JHU agrees with need for domestic war crimes inquiry

Friday, 25 September 2015 01:24 -     - {{hitsCtrl.values.hits}}

BUP_DFT_DFT-2-8JHU General Secretary and Megapolis and Western Province Development Minister Patali Champika Ranawaka at yesterday’s media briefing 

- Pic by Shehan Gunasekara


By Chamodi Gunawardana

The Jathika Hela Urumaya (JHU) yesterday said that there was a requirement for an investigation over war crimes in order to refute allegations levelled against military personnel. 

Revealing the JHU’s views on recently released report of the Office of the High Commissioner on Human Rights (OHCHR), JHU General Secretary and Megapolis and Western Province Development Minister Patali Champika Ranawaka stated that the investigation should conducted as an internal investigation with a local mechanism. 

“We must repair the damage which the OHCHR report has already done to our war heroes’ images. We must conduct an independent inquiry to do so. The investigation should be handled by local judges and be limited to Sri Lanka’s judicial system. In this inquiry the LTTE should be considered an invader,” he said.

“If we want we can get technical support from the United Nations Human Rights Council (UNHRC) in order to conduct an effective investigation,” he added.

Talking about the hybrid court concept recommended by the United Nations Human Rights Chief Zeid Ra’ad Al Hussein, Ranawaka said the JHU disapproved of it.  

“The hybrid court would be controlled by foreign judges with an international legal structure. Most of the witnesses of war crimes inquiries will be Sinhalese and Tamil people so language will be an issue. Therefore, it would not be possible to expect an impartial inquiry from a hybrid court,” he noted.
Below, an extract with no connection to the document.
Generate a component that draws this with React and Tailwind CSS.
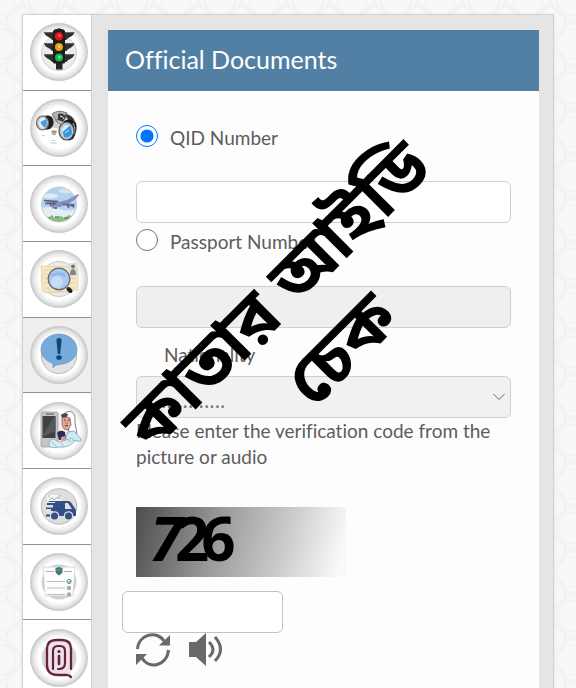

The Minister further stated that the final decision of the Government regarding either accepting or rejecting the UNHR Chief’s proposals would be taken through Cabinet approval. 

“We must ignore political and racial differences in order to rebuild the image of our country. We should not allow the UNHRC to destroy our unity and peace. The last decision must be taken collectively,” he asserted. 

Ranawaka claimed that former president Mahinda Rajapaksa was the first person to introduce the hybrid concept to Sri Lanka not the UN. 

“Rajapaksa was the person who brought the hybrid concept for war crimes investigations by appointing the Maxwell Paranagama Presidential Commission to investigate complaints over missing persons with international involvement. The report of the commission has already been handed over to President Maithripala Sirisena,” he said.

“There is a clear change in the strategy the UN applies for us due to the new administration which came to power on 8 January. The UNHRC has watered down some strict actions of its general procedures,” the Minister stressed.